La intención aquí, sin embargo, no es la de abrir juicio sobre el accionar de Brod. Ni de acusarlo, ni de defenderlo. Si no, únicamente, la de llamar la atención sobre el hecho de que más allá de que fuera cual haya sido la verdadera intención de Kafka (intención para nosotros y para cualquiera oculta e incomprobable) fue en Brod, y no en otro, en quien el autor depositó su confianza. Fue en él en quien Kafka vio al más indicado para llevar a cabo su misterioso testamento, y fue en su amistad, y no en la nuestra, en la que Kafka confió antes de morir. Y esto implica un hecho de relevancia irrefutable.
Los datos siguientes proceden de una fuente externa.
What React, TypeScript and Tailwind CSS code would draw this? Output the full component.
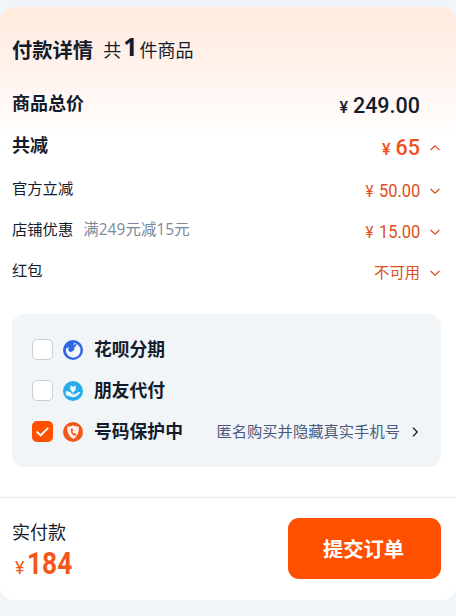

Se podrá discutir y debatir, analizar e interpretar cuál puede haber sido la verdadera intención de Kafka sobre el destino de sus obras, pero nunca se podrá equiparar la ventaja de Brod, sobre el resto de los mortales, para interpretar su designio. Fue él quien compartió sus tardes con Kafka, fue él quien llegó a conocerlo, tal vez, mejor que nadie; ninguno, entonces, con más herramientas que él, para poder llegar a comprender cuáles eran las verdades intenciones de su amigo.